The dashboard features a haphazard plethora of push-buttons, black-faced instruments with white figures, and an old fashioned DIN-sized radio with a CD player and hard-to-find Bluetooth.

The freeze-or-fry heating and ventilation is a source of wonder with five demist settings –entirely justifiable since the windows steam up if you’re just breathing.

The first thing I used the car for was a trip to Waitrose, where the snorkel attracted the sort of stares you might get if you pushed your trolley around in a frogman’s suit and flippers.

With a steering lock that is more of an orbiting device, it took about five minutes of toing and froing to park. The Defender eschews reversing sensors and rear-view cameras, and instead has a mechanical parking sensor in the form of a huge spare wheel on the rear door, which nudges whatever is behind until it breaks or rings its solicitor.

Next I drove to Wales. Crazy, yes, but some people use a Defender as their daily driver and as we so often point out, we do it so you don’t have to.

Well, you wouldn’t want to, actually, because when I finally disgorged in Penybont, I felt like I’d survived a tour of duty in Vietnam. My back had been reshaped by the seat, my right elbow by the door trim, I was deaf from the continual din, the jolting ride had thrown my brain around my skull, and the heating had desiccated my eyeballs.

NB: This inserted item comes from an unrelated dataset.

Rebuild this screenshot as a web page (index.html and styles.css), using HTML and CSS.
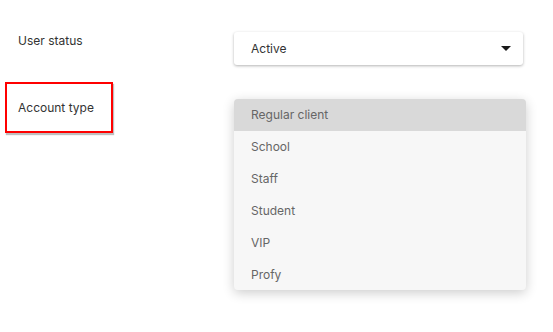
FILE: index.html
```html
<!DOCTYPE html>
<html lang="en">
<head>
  <meta charset="UTF-8">
  <title>User settings</title>
  <link rel="stylesheet" href="styles.css">
</head>
<body>
<div class="settings">
  <div class="field-row">
    <div class="field-label">User status</div>
    <div class="select-box">
      <span>Active</span>
      <span class="caret"></span>
    </div>
  </div>

  <div class="field-row">
    <div class="field-label highlighted">Account type</div>
    <ul class="option-list">
      <li class="option active">Regular client</li>
      <li class="option">School</li>
      <li class="option">Staff</li>
      <li class="option">Student</li>
      <li class="option">VIP</li>
      <li class="option">Profy</li>
    </ul>
  </div>
</div>
</body>
</html>
```

FILE: styles.css
```css
body {
  margin: 0;
  padding: 0;
  min-height: 100vh;
  font-family: 'Inter', 'Noto Sans', sans-serif;
  background-color: #ffffff;
  color: #333333;
}

.settings {
  padding: 32px 0 40px 0;
  display: flex;
  flex-direction: column;
  gap: 17px;
}

.field-row {
  display: grid;
  grid-template-columns: 234px 292px;
  align-items: start;
}

.field-label {
  padding-left: 18px;
  font-size: 12px;
  line-height: 18px;
  color: #333333;
}

.field-label.highlighted {
  justify-self: start;
  margin-left: 5px;
  width: 93px;
  padding: 15px 0 14px 11px;
  border: 2px solid #ff0000;
  box-shadow: 1px 2px 1px rgba(0, 0, 0, 0.25);
}

.select-box {
  width: 289px;
  height: 33px;
  box-sizing: border-box;
  display: flex;
  align-items: center;
  justify-content: space-between;
  padding: 0 12px 0 17px;
  background: #ffffff;
  border-radius: 3px;
  box-shadow: 0 1px 3px rgba(0, 0, 0, 0.3);
  font-size: 12px;
  color: #333333;
}

.caret {
  width: 0;
  height: 0;
  border-left: 5px solid transparent;
  border-right: 5px solid transparent;
  border-top: 5px solid #1a1a1a;
}

.option-list {
  list-style: none;
  margin: 17px 0 0 0;
  padding: 0;
  width: 292px;
  height: 191px;
  background: #f7f7f7;
  border-radius: 4px;
  overflow: hidden;
  box-shadow: 0 3px 12px rgba(0, 0, 0, 0.2);
}

.option {
  height: 32px;
  line-height: 32px;
  padding-left: 17px;
  font-size: 12px;
  color: #666666;
}

.option.active {
  background: #d9d9d9;
}
```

‘This car is about as wieldy as a draught horse doing dressage’

This is probably the best handling Defender ever built and it’s still dire. Blame the body-on-frame construction and coil-sprung live axles (located with Panhard rod and radius arms at the front and trailing arms at the rear), which take exception to large potholes and cause the car to leap like a spring lamb over road ripples.

Body roll is controlled but abundant, and the steering, while well weighted and not quite as bad as it used to be, is still vague. As long as you keep four wheels on the ground a Defender will corner at speeds that most people would scream at, but it feels like 20,000 bolts and components flying in close formation and about as wieldy as a draught horse doing dressage.

On the plus side, the all-round disc brakes are powerful and sensitive.

The 2.2-litre diesel engine and six-speed manual gearbox come from the Ford Transit van. Most of the urge exists after 2,000rpm and before 3,500rpm, so you need to keep busy with the gearchange, which has a horribly sharp stitched leather gear lever knob. Oh, and the clutch is absurdly heavy, heavier in fact than a Transit’s – we stopped a delivery driver to check!

Top speed is limited to a heady 90mph and acceleration is leisurely. Still, on a long run we coaxed the beast to 25.2mpg, which is pretty good considering it weighs 1.9 tonnes and has the wind catching aerodynamics of a topgallant.

It’s an ill-kept secret at Land Rover, but the Defender is no longer the most consummate off roader it makes. Basic dimensions and geometry are impressive: approach and departure angles of 47 degrees, capable of taking a 45-degree slope forward and backwards and 35 degree slope sideways, with wading in half-metre depths. However, it’s an unsophisticated vehicle, and the fine control of clutch, throttle and the low-ratio gears required to maintain stability and traction in all terrains isn’t at the command of all drivers.

‘It’s exactly what you need when derring-do is called for’

This is a vehicle for adventure, though; it looks better dirty and dented, and it’s exactly what you need when the clouds are pregnant with snow and when derring-do is called for. As a consequence, Land Rover Defender owners possess brand loyalty that makes even Altrincham FC supporters look fickle.

Yet the more I drove it, the more the Defender annoyed me. Everything that is good about it dates from years ago. Everything else is mend and make do, from the blanked off scuttle ventilators that look like windows bricked up after the 17th century window tax, to the inadequacies of the driveline and chassis.

Land Rover has starved this vehicle of investment, ignored utility and military contracts and allowed the Defender to stagnate. So, while the PR drips with crocodile tears about the demise of this old war horse, that demise has actually been a foregone conclusion for years.

And judging from the concepts and studies we’ve seen for its successor, they don’t want to replace it with anything as competent or rugged. As one former Land Rover executive told me recently: “All they want to do is replace it with an SUV.” And if they do that, where will their credibility be? I’ve got a sneaky feeling it really is all over now.